For the week of Oct. 23, 2017

And I Quote

 By John Schlageck, Kansas Farm Bureau

            Quotations are like rare stones in rings of gold. They provide insight that can move, illustrate and entertain. They can do many things like remove the wheat from the chaff, provide a cowardly lion with courage or simply clear away all the cobwebs from a darkened corner.

            For a writer, quotations can add zip to a story or help provide credence to your tale. I collect quotations and some still reside in a couple manila envelopes. A few are taped on my kitchen refrigerator. Others lie scattered on the wooden floor of my middle desk drawer.

            I often refer to three or four books of quotations in my office book case, and every once in a while I still take out my scissors and cut from magazines, newspapers and any other form of paper when I find one I consider especially good.

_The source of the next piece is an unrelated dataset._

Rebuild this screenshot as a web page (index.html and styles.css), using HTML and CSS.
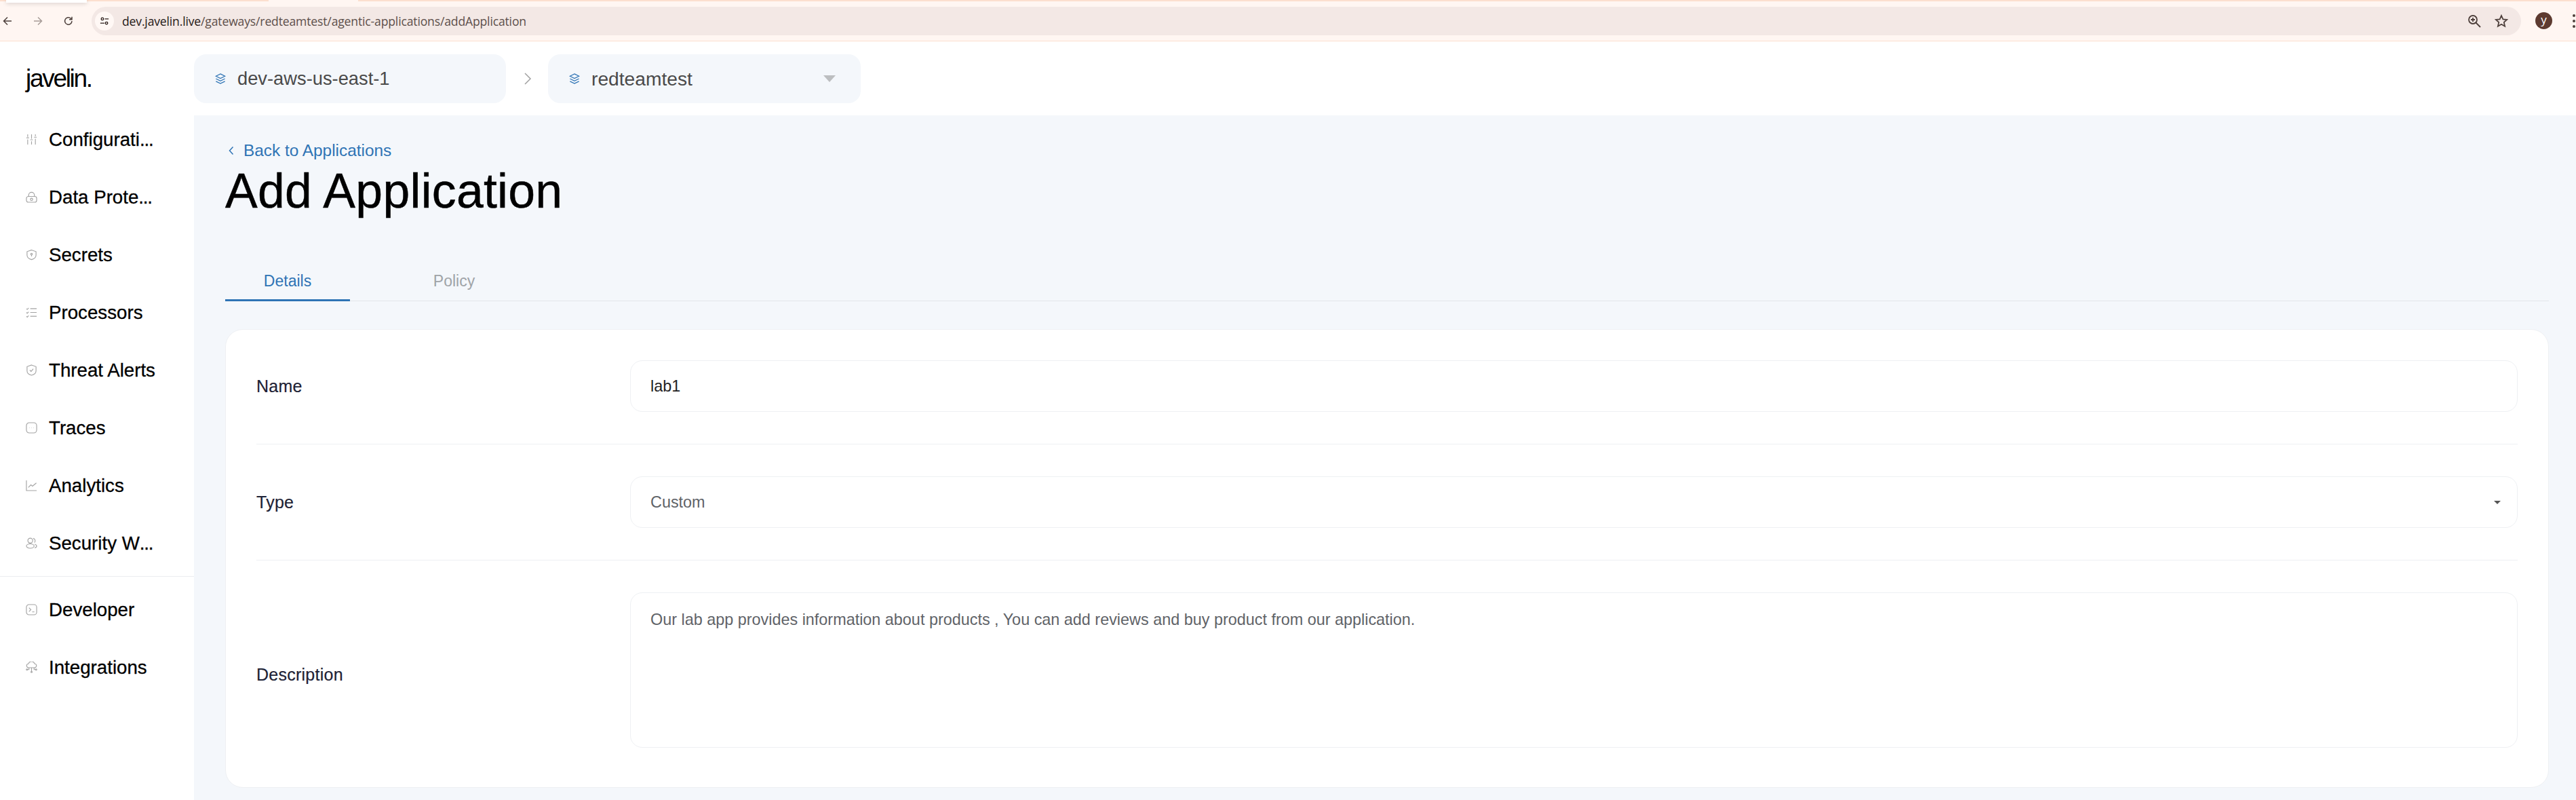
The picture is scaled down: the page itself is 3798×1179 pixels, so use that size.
FILE: index.html
```html
<!DOCTYPE html>
<html lang="en">
<head>
<meta charset="utf-8">
<title>Add Application</title>
<link rel="stylesheet" href="styles.css">
</head>
<body>
<div class="page">
  <div class="tabstrip"><div class="tab-active"></div><div class="tab-gap"></div></div>
  <header class="toolbar">
    <svg class="tb-icon" viewBox="0 0 16 16"><path d="M14 8H2.500M8 2.500 2.500 8 8 13.500"/></svg>
    <svg class="tb-icon tb-off" viewBox="0 0 16 16"><path d="M2 8h11.500M8 2.500 13.500 8 8 13.500"/></svg>
    <svg class="tb-icon" viewBox="0 0 16 16"><path d="M13 8a5.200 5.200 0 1 1-1.600-3.800L13 5.800M13 1.800v4H9"/></svg>
    <div class="omnibox">
      <span class="site-info"><svg viewBox="0 0 16 16"><circle cx="4.500" cy="4.500" r="2"/><circle cx="11.500" cy="11.500" r="2"/><path d="M8.500 4.500H15M1 11.500h7"/></svg></span>
      <span class="url"><span class="url-host">dev.javelin.live</span>/gateways/redteamtest/agentic-applications/addApplication</span>
      <svg class="omni-icon" viewBox="0 0 20 20"><circle cx="8" cy="8" r="6"/><path d="M12.500 12.500 19 19M5 8h6M8 5v6"/></svg>
      <svg class="omni-icon" viewBox="0 0 20 20"><path d="m10 2 2.400 5.400 5.800.6-4.400 3.900 1.300 5.800L10 14.700l-5.100 3 1.300-5.800L1.800 8l5.800-.6z"/></svg>
    </div>
    <span class="avatar">y</span>
    <span class="kebab"><i></i><i></i><i></i></span>
  </header>
  <div class="layout">
    <aside class="sidebar">
      <div class="logo">javelin.</div>
      <nav class="nav">
        <a class="nav-item"><svg viewBox="0 0 18 18"><path d="M3 1v4M3 9v8M9 1v7M9 12v5M15 1v3M15 8v9M1 6.500h4M7 9.500h4M13 5.500h4"/></svg><span>Configurati<span class="dots">...</span></span></a>
        <a class="nav-item"><svg viewBox="0 0 18 18"><rect x="1" y="8" width="16" height="9" rx="3"/><path d="M4.500 8V6a4.500 4.500 0 0 1 9 0v2"/><circle cx="9" cy="12.500" r="1.800"/></svg><span>Data Prote<span class="dots">...</span></span></a>
        <a class="nav-item"><svg viewBox="0 0 18 18"><path d="M9 1.500 16 4v5.500c0 3.500-3 6-7 7-4-1-7-3.500-7-7V4z"/><circle cx="9" cy="8" r="1.300"/><path d="M9 9.500v2"/></svg><span>Secrets</span></a>
        <a class="nav-item"><svg viewBox="0 0 18 18"><path d="M7 3h10M7 9h10M7 15h10M1 3l1.300 1.300L4.500 2M1 9l1.300 1.300L4.500 8M1 15l1.300 1.300L4.500 14"/></svg><span>Processors</span></a>
        <a class="nav-item"><svg viewBox="0 0 18 18"><path d="M9 1 16 3.500V10c0 3.500-3 6-7 7-4-1-7-3.500-7-7V3.500z"/><path d="m6.300 9 2 2 3.400-4"/></svg><span>Threat Alerts</span></a>
        <a class="nav-item"><svg viewBox="0 0 18 18"><rect x="1" y="1" width="16" height="16" rx="4.500"/><path d="M5.800 9h.4M8.800 9h.4M11.800 9h.4"/></svg><span>Traces</span></a>
        <a class="nav-item"><svg viewBox="0 0 18 18"><path d="M1 1v16h16M4 12l4-4 2.500 2 6-5"/></svg><span>Analytics</span></a>
        <a class="nav-item"><svg viewBox="0 0 18 18"><circle cx="7" cy="5" r="3.800"/><ellipse cx="7" cy="13.500" rx="6" ry="3.500"/><path d="M11.500 1.500a3.800 3.800 0 0 1 2 6.500M14 10.500c2 .7 3 1.800 3 3s-1 2.300-3 3"/></svg><span>Security W<span class="dots">...</span></span></a>
      </nav>
      <nav class="nav nav-lower">
        <a class="nav-item"><svg viewBox="0 0 18 18"><rect x="1" y="1" width="16" height="16" rx="4"/><path d="m5 6 3 3-3 3M10 12.500h3.500"/></svg><span>Developer</span></a>
        <a class="nav-item"><svg viewBox="0 0 18 18"><path d="M5 9.500h-.5a3 3 0 0 1-.3-6 5 5 0 0 1 9.600 0 3 3 0 0 1-.3 6H5zM9 9.500v6M5 9.500v3H2.500M13 9.500v3h2.500"/><circle cx="1.800" cy="12.500" r="1"/><circle cx="16.200" cy="12.500" r="1"/><circle cx="9" cy="16.200" r="1"/></svg><span>Integrations</span></a>
      </nav>
    </aside>
    <div class="right">
      <div class="topbar">
        <div class="crumb">
          <svg class="stack" viewBox="0 0 16 18"><path d="M8 1 15 4.500 8 8 1 4.500zM1 8.500 8 12l7-3.500M1 12.500 8 16l7-3.500"/></svg>
          <span class="crumb-name">dev-aws-us-east-1</span>
        </div>
        <svg class="crumb-sep" viewBox="0 0 12 18"><path d="m2 1 8 8-8 8"/></svg>
        <div class="crumb crumb-active">
          <svg class="stack" viewBox="0 0 16 18"><path d="M8 1 15 4.500 8 8 1 4.500zM1 8.500 8 12l7-3.500M1 12.500 8 16l7-3.500"/></svg>
          <span class="crumb-name">redteamtest</span>
          <span class="crumb-caret"></span>
        </div>
      </div>
      <main class="content">
        <a class="back"><svg viewBox="0 0 8 14"><path d="M6.500 1.500 1.500 7l5 5.500"/></svg>Back to Applications</a>
        <h1 class="title">Add Application</h1>
        <div class="tabs">
          <div class="tab tab-on">Details</div>
          <div class="tab tab-policy">Policy</div>
        </div>
        <section class="card">
          <div class="row">
            <div class="label">Name</div>
            <div class="field field-value">lab1</div>
          </div>
          <div class="row">
            <div class="label">Type</div>
            <div class="field field-select">Custom<span class="select-caret"></span></div>
          </div>
          <div class="row row-last">
            <div class="label">Description</div>
            <div class="field field-area">Our lab app provides information about products , You can add reviews and buy product from our application.</div>
          </div>
        </section>
      </main>
    </div>
  </div>
</div>
</body>
</html>
```
FILE: styles.css
```css
* { box-sizing: border-box; }
html, body { margin: 0; padding: 0; background: #fff; }
body { font-family: "Liberation Sans", Arial, sans-serif; color: #000; }
.page { width: 3798px; height: 1179px; overflow: hidden; display: flex; flex-direction: column; }

.tabstrip { height: 2px; background: #fcdfcf; display: flex; flex: none; }
.tab-active { width: 119px; margin-left: 9px; height: 4px; background: #fff; box-shadow: 0 1px 6px rgba(0,0,0,.2); position: relative; z-index: 2; }
.tab-gap { width: 132px; margin-left: 268px; background: #fff6f2; }

.toolbar { height: 59px; flex: none; background: #fff6f2; border-bottom: 1px solid #fcdfcf; display: flex; align-items: center; padding: 0 0 1px 3px; }
.tb-icon { width: 16px; height: 16px; margin-right: 29px; fill: none; stroke: #4d3f3b; stroke-width: 1.5; flex: none; }
.tb-off { stroke: #a89c98; }
.omnibox { width: 3582px; height: 42px; margin-left: -3px; border-radius: 21px; background: #f3e8e5; display: flex; align-items: center; padding-right: 19px; flex: none; }
.site-info { width: 28px; height: 28px; margin-left: 5px; border-radius: 50%; background: #fff8f5; display: flex; align-items: center; justify-content: center; flex: none; }
.site-info svg { width: 14px; height: 14px; fill: none; stroke: #2a1d1a; stroke-width: 1.5; }
.url { margin-left: 12px; flex: 1; font: 17.6px "Open Sans", sans-serif; color: #5d4f4b; letter-spacing: -.17px; white-space: nowrap; }
.url-host { color: #241815; }
.omni-icon { width: 20px; height: 20px; margin-left: 20px; fill: none; stroke: #4d3f3b; stroke-width: 1.8; flex: none; }
.avatar { width: 25px; height: 25px; margin-left: 21px; border-radius: 50%; background: #5d3a30; color: #fff; font: 17px/21px "Open Sans", sans-serif; text-align: center; flex: none; }
.kebab { margin-left: 30px; display: flex; flex-direction: column; gap: 4px; flex: none; }
.kebab i { width: 4px; height: 4px; border-radius: 50%; background: #4d3f3b; display: block; }

.layout { flex: 1; min-height: 0; display: grid; grid-template-columns: 286px 1fr; }
.sidebar { background: #fff; }
.logo { height: 102px; padding: 34px 0 0 38px; font-size: 37px; line-height: 42px; letter-spacing: -2.3px; color: #000; }
.nav-item { height: 85px; padding-left: 38px; display: flex; align-items: center; gap: 17px; font-size: 27.7px; color: #000; white-space: nowrap; -webkit-text-stroke: .3px #000; }
.nav-item svg { width: 17px; height: 17px; fill: none; stroke: #a3a3a3; stroke-width: 1.2; flex: none; }
.dots { letter-spacing: -1.2px; }
.nav-lower { margin-top: 6px; padding-top: 6px; border-top: 1px solid #ecedf0; }

.right { display: flex; flex-direction: column; min-width: 0; }
.topbar { height: 109px; flex: none; background: #fff; display: flex; align-items: center; padding: 19px 0 18px; }
.crumb { width: 460px; height: 72px; background: #f4f7fb; border-radius: 18px; display: flex; align-items: center; padding-left: 31px; gap: 17px; font-size: 27.3px; color: #4a4a4a; flex: none; }
.crumb-active { width: 461px; font-size: 28.2px; }
.crumb-name { flex: 1; }
.stack { width: 16px; height: 17px; fill: none; stroke: #2f74b5; stroke-width: 1.4; flex: none; }
.crumb-sep { width: 12px; height: 18px; margin: 0 24px 0 26px; fill: none; stroke: #a0a0a0; stroke-width: 1.5; flex: none; }
.crumb-caret { width: 0; height: 0; margin-right: 37px; border-left: 9.5px solid transparent; border-right: 9.5px solid transparent; border-top: 10px solid #bcbec0; }

.content { flex: 1; min-height: 0; background: #f4f7fb; padding: 36px 40px 0 46px; }
.back { display: flex; align-items: center; gap: 14px; height: 32px; padding-left: 5px; font-size: 24.4px; color: #2f74b5; }
.back svg { width: 8px; height: 14px; fill: none; stroke: #2f74b5; stroke-width: 1.5; flex: none; }
.title { margin: 1px 0 0; height: 84px; font-size: 71.5px; line-height: 84px; font-weight: 400; letter-spacing: .3px; color: #000; -webkit-text-stroke: .5px #000; }
.tabs { margin-top: 68px; height: 53px; border-bottom: 1px solid #e3e6ea; display: flex; }
.tab { width: 184px; height: 53px; padding-top: 8px; text-align: center; font-size: 23px; line-height: 30px; }
.tab-on { color: #2f74b5; border-bottom: 3px solid #2f74b5; }
.tab-policy { width: 307px; color: #a0a4a8; }

.card { margin-top: 41px; height: 676px; background: #fff; border: 1px solid #eef0f3; border-radius: 26px; padding: 45px 45px 0; }
.row { display: grid; grid-template-columns: 551px 1fr; align-items: center; padding-bottom: 47px; margin-bottom: 47px; border-bottom: 1px solid #eef0f3; }
.row-last { padding-bottom: 0; margin-bottom: 0; border-bottom: 0; }
.row-last .label { padding-top: 13px; }
.label { font-size: 25px; letter-spacing: .25px; color: #1e2235; -webkit-text-stroke: .2px #1e2235; }
.field { height: 76px; border: 1px solid #eef0f3; border-radius: 18px; padding: 0 29px; display: flex; align-items: center; font-size: 23.4px; color: #5f6368; }
.field-value { color: #222; }
.field-select { justify-content: space-between; }
.select-caret { width: 0; height: 0; margin-right: -5px; border-left: 5px solid transparent; border-right: 5px solid transparent; border-top: 5px solid #555; }
.field-area { height: 229px; align-items: flex-start; padding-top: 23px; line-height: 32px; }
```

            Sometimes, I even grab a pen and scrawl them down on a scrap of paper or if that’s not in sight, the palm of my left hand. I must write it down so I won’t forget. Most of these quotations are short on words but still say it quite well.

            After rummaging through my collection, I offer these up to for your reading pleasure. Some are written by famous people, some not so famous.

            If we take people as we find them, we may make them worse, but if we treat them as though they are what they should be, we help them to become what they are capable of becoming.  – Johann Wolfgang von Goethe

            Of those to whom much is given, much is required.  – John F. Kennedy

            If you don’t vote, someone else is voting for you on issues that are important in your life. – Voltaire

            Too much of a good thing is wonderful. –  Mae West

            Life is what happens when you are making other plans. – John Lennon

            Earth is here so kind, that just tickle her with a hoe and she laughs with a harvest. – Jerrold

            What is defeat? Nothing but education, nothing but the first step to something better.  – Wendell Phillips.

            One thorn of experience is worth a whole wilderness of warning.  – Lowell

            To live in hearts we leave behind, is not to die. –  Campbell

            Why should the devil have all the good tunes? –  Rowland Hill

            Men are what their mothers made them. –   Emerson

            An optimist is one who buys from Jews and sells to Scotsmen. –   Anonymous

            No man is more cheated than the selfish man. –  Henry Ward Beecher

            Judge a man, not by his answers, but by his questions.  –Voltaire

            Tools were made and born were hands, every farmer understands. –   William Blake

            In youth we learn; in age we understand. –  Marie Ebner-Eschenbach

            An old connoisseur of wines was run over by a truck and some wine was poured on his lips to revive him. ‘Pauillac, 1973,’ he mumbled and died. –  French legend

            Have courage for the great sorrows of life and patience for the small ones; and when you have laboriously accomplished your daily task, go to sleep in peace. God is awake.  – Victor Hugo

            The air of ideas is the only air worth breathing.  – Edith Wharton

            The best days are the first to flee. – Virgil

            Nothing good is ever lost. It stays a part of a person – becomes part of one’s character. – Rosamunde Pilcher

Too late we know the good from the bad: the knowledge is no pleasure then, being memory’s medicine rather than the wine of hope. – R. D. Blackmore

            John Schlageck is a leading commentator on agriculture and rural Kansas. Born and raised on a diversified farm in northwestern Kansas, his writing reflects a lifetime of experience, knowledge and passion.